Records from a data collection:
-=-=-=-=-

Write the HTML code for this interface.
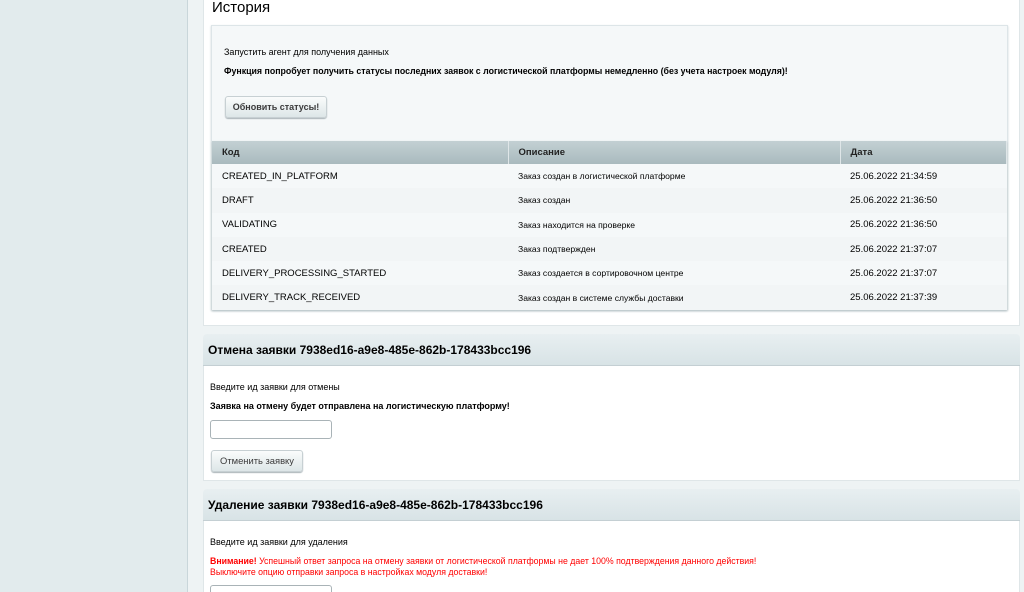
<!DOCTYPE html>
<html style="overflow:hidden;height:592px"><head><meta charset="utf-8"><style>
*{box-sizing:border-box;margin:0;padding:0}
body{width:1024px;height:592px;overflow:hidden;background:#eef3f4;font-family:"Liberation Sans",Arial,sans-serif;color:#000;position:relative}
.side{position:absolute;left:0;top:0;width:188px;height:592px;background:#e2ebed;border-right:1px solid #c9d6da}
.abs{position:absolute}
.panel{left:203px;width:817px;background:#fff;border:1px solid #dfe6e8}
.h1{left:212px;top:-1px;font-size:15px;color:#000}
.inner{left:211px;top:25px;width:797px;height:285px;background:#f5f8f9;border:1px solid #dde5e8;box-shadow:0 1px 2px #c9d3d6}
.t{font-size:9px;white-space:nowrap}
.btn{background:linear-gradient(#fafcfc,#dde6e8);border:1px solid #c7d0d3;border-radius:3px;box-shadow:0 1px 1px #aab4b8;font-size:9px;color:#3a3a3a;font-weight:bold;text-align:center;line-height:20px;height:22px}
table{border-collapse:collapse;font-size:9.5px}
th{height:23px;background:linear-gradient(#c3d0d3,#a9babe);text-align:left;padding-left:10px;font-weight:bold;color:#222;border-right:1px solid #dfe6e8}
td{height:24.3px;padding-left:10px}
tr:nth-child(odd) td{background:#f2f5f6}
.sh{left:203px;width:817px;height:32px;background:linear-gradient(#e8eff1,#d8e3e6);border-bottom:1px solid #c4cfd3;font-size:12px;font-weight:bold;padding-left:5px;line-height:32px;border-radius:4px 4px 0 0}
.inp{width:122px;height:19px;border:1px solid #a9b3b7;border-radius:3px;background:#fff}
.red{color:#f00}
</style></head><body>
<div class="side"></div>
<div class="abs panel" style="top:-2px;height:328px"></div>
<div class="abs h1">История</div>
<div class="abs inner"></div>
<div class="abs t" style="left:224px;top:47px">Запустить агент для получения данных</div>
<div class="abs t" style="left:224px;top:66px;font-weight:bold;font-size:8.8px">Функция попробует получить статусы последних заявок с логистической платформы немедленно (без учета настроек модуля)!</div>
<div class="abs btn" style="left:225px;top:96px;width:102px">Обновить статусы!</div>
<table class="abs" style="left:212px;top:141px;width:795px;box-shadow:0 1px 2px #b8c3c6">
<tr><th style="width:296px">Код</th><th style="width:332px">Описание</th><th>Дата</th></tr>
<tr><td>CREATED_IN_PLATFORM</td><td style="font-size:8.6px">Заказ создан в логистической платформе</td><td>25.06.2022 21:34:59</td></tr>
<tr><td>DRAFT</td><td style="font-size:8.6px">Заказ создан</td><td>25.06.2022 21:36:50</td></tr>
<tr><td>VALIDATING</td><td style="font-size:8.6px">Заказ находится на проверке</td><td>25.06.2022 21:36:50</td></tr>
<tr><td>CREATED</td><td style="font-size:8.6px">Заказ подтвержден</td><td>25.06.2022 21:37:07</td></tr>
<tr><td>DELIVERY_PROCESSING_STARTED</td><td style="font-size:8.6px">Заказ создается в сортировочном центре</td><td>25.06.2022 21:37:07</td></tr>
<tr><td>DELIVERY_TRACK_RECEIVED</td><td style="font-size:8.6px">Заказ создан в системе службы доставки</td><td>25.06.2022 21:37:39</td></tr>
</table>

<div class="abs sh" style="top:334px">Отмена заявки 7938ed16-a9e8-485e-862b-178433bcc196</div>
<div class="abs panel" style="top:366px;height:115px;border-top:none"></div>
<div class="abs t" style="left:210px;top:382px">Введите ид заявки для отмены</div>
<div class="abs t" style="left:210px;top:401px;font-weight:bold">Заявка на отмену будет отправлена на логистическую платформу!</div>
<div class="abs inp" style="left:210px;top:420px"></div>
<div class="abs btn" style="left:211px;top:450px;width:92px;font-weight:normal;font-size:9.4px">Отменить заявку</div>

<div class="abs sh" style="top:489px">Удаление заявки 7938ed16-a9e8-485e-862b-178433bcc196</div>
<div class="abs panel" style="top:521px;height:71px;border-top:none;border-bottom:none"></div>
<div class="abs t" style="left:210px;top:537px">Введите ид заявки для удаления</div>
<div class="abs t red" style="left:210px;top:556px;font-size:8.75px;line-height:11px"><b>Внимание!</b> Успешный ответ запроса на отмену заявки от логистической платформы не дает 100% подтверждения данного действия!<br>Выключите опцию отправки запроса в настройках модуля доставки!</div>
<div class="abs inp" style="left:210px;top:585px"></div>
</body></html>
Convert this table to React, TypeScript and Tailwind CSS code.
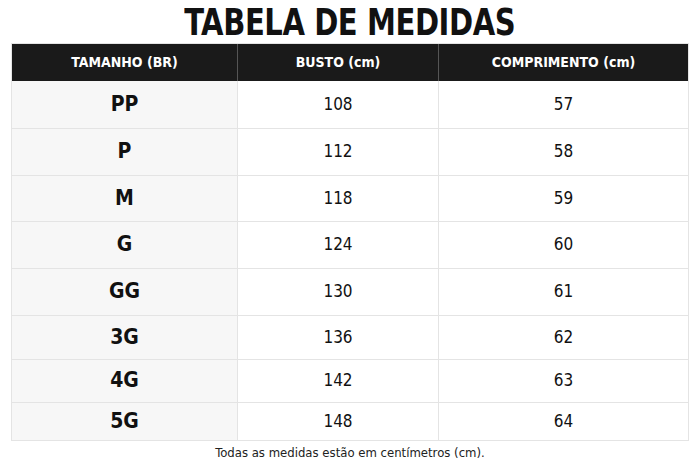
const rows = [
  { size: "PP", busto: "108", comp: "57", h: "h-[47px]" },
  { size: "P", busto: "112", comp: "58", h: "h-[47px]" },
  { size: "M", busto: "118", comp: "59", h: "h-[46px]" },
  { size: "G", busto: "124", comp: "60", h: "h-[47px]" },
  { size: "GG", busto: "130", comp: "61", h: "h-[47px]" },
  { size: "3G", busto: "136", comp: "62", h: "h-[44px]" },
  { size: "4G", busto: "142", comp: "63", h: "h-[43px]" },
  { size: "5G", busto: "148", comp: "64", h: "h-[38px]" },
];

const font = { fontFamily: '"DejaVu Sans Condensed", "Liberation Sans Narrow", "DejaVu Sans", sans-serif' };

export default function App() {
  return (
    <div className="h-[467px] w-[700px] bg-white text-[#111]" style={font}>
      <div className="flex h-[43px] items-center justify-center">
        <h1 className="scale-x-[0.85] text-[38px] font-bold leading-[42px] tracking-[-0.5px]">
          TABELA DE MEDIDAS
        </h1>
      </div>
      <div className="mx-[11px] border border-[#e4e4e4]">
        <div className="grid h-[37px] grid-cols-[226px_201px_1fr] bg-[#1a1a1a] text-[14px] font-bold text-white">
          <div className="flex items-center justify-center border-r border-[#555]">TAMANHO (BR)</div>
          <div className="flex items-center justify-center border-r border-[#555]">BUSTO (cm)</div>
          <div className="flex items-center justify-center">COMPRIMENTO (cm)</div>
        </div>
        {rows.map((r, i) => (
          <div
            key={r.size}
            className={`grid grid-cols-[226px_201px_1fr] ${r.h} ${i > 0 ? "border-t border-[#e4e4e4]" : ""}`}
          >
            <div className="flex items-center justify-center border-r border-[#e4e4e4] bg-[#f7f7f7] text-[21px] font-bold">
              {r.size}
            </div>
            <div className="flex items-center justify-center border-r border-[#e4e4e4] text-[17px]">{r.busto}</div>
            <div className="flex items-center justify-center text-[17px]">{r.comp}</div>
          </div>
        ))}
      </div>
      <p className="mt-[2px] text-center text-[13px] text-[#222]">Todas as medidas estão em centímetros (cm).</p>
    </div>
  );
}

-=-=-=-=-

To do: Transcribe the material exactly, leaving every picture out.

Solution for this task:
Write the HTML code for this interface.
<!DOCTYPE html>
<html style="overflow:hidden;height:592px"><head><meta charset="utf-8"><style>
*{box-sizing:border-box;margin:0;padding:0}
body{width:1024px;height:592px;overflow:hidden;background:#eef3f4;font-family:"Liberation Sans",Arial,sans-serif;color:#000;position:relative}
.side{position:absolute;left:0;top:0;width:188px;height:592px;background:#e2ebed;border-right:1px solid #c9d6da}
.abs{position:absolute}
.panel{left:203px;width:817px;background:#fff;border:1px solid #dfe6e8}
.h1{left:212px;top:-1px;font-size:15px;color:#000}
.inner{left:211px;top:25px;width:797px;height:285px;background:#f5f8f9;border:1px solid #dde5e8;box-shadow:0 1px 2px #c9d3d6}
.t{font-size:9px;white-space:nowrap}
.btn{background:linear-gradient(#fafcfc,#dde6e8);border:1px solid #c7d0d3;border-radius:3px;box-shadow:0 1px 1px #aab4b8;font-size:9px;color:#3a3a3a;font-weight:bold;text-align:center;line-height:20px;height:22px}
table{border-collapse:collapse;font-size:9.5px}
th{height:23px;background:linear-gradient(#c3d0d3,#a9babe);text-align:left;padding-left:10px;font-weight:bold;color:#222;border-right:1px solid #dfe6e8}
td{height:24.3px;padding-left:10px}
tr:nth-child(odd) td{background:#f2f5f6}
.sh{left:203px;width:817px;height:32px;background:linear-gradient(#e8eff1,#d8e3e6);border-bottom:1px solid #c4cfd3;font-size:12px;font-weight:bold;padding-left:5px;line-height:32px;border-radius:4px 4px 0 0}
.inp{width:122px;height:19px;border:1px solid #a9b3b7;border-radius:3px;background:#fff}
.red{color:#f00}
</style></head><body>
<div class="side"></div>
<div class="abs panel" style="top:-2px;height:328px"></div>
<div class="abs h1">История</div>
<div class="abs inner"></div>
<div class="abs t" style="left:224px;top:47px">Запустить агент для получения данных</div>
<div class="abs t" style="left:224px;top:66px;font-weight:bold;font-size:8.8px">Функция попробует получить статусы последних заявок с логистической платформы немедленно (без учета настроек модуля)!</div>
<div class="abs btn" style="left:225px;top:96px;width:102px">Обновить статусы!</div>
<table class="abs" style="left:212px;top:141px;width:795px;box-shadow:0 1px 2px #b8c3c6">
<tr><th style="width:296px">Код</th><th style="width:332px">Описание</th><th>Дата</th></tr>
<tr><td>CREATED_IN_PLATFORM</td><td style="font-size:8.6px">Заказ создан в логистической платформе</td><td>25.06.2022 21:34:59</td></tr>
<tr><td>DRAFT</td><td style="font-size:8.6px">Заказ создан</td><td>25.06.2022 21:36:50</td></tr>
<tr><td>VALIDATING</td><td style="font-size:8.6px">Заказ находится на проверке</td><td>25.06.2022 21:36:50</td></tr>
<tr><td>CREATED</td><td style="font-size:8.6px">Заказ подтвержден</td><td>25.06.2022 21:37:07</td></tr>
<tr><td>DELIVERY_PROCESSING_STARTED</td><td style="font-size:8.6px">Заказ создается в сортировочном центре</td><td>25.06.2022 21:37:07</td></tr>
<tr><td>DELIVERY_TRACK_RECEIVED</td><td style="font-size:8.6px">Заказ создан в системе службы доставки</td><td>25.06.2022 21:37:39</td></tr>
</table>

<div class="abs sh" style="top:334px">Отмена заявки 7938ed16-a9e8-485e-862b-178433bcc196</div>
<div class="abs panel" style="top:366px;height:115px;border-top:none"></div>
<div class="abs t" style="left:210px;top:382px">Введите ид заявки для отмены</div>
<div class="abs t" style="left:210px;top:401px;font-weight:bold">Заявка на отмену будет отправлена на логистическую платформу!</div>
<div class="abs inp" style="left:210px;top:420px"></div>
<div class="abs btn" style="left:211px;top:450px;width:92px;font-weight:normal;font-size:9.4px">Отменить заявку</div>

<div class="abs sh" style="top:489px">Удаление заявки 7938ed16-a9e8-485e-862b-178433bcc196</div>
<div class="abs panel" style="top:521px;height:71px;border-top:none;border-bottom:none"></div>
<div class="abs t" style="left:210px;top:537px">Введите ид заявки для удаления</div>
<div class="abs t red" style="left:210px;top:556px;font-size:8.75px;line-height:11px"><b>Внимание!</b> Успешный ответ запроса на отмену заявки от логистической платформы не дает 100% подтверждения данного действия!<br>Выключите опцию отправки запроса в настройках модуля доставки!</div>
<div class="abs inp" style="left:210px;top:585px"></div>
</body></html>
Convert this table to React, TypeScript and Tailwind CSS code.
const rows = [
  { size: "PP", busto: "108", comp: "57", h: "h-[47px]" },
  { size: "P", busto: "112", comp: "58", h: "h-[47px]" },
  { size: "M", busto: "118", comp: "59", h: "h-[46px]" },
  { size: "G", busto: "124", comp: "60", h: "h-[47px]" },
  { size: "GG", busto: "130", comp: "61", h: "h-[47px]" },
  { size: "3G", busto: "136", comp: "62", h: "h-[44px]" },
  { size: "4G", busto: "142", comp: "63", h: "h-[43px]" },
  { size: "5G", busto: "148", comp: "64", h: "h-[38px]" },
];

const font = { fontFamily: '"DejaVu Sans Condensed", "Liberation Sans Narrow", "DejaVu Sans", sans-serif' };

export default function App() {
  return (
    <div className="h-[467px] w-[700px] bg-white text-[#111]" style={font}>
      <div className="flex h-[43px] items-center justify-center">
        <h1 className="scale-x-[0.85] text-[38px] font-bold leading-[42px] tracking-[-0.5px]">
          TABELA DE MEDIDAS
        </h1>
      </div>
      <div className="mx-[11px] border border-[#e4e4e4]">
        <div className="grid h-[37px] grid-cols-[226px_201px_1fr] bg-[#1a1a1a] text-[14px] font-bold text-white">
          <div className="flex items-center justify-center border-r border-[#555]">TAMANHO (BR)</div>
          <div className="flex items-center justify-center border-r border-[#555]">BUSTO (cm)</div>
          <div className="flex items-center justify-center">COMPRIMENTO (cm)</div>
        </div>
        {rows.map((r, i) => (
          <div
            key={r.size}
            className={`grid grid-cols-[226px_201px_1fr] ${r.h} ${i > 0 ? "border-t border-[#e4e4e4]" : ""}`}
          >
            <div className="flex items-center justify-center border-r border-[#e4e4e4] bg-[#f7f7f7] text-[21px] font-bold">
              {r.size}
            </div>
            <div className="flex items-center justify-center border-r border-[#e4e4e4] text-[17px]">{r.busto}</div>
            <div className="flex items-center justify-center text-[17px]">{r.comp}</div>
          </div>
        ))}
      </div>
      <p className="mt-[2px] text-center text-[13px] text-[#222]">Todas as medidas estão em centímetros (cm).</p>
    </div>
  );
}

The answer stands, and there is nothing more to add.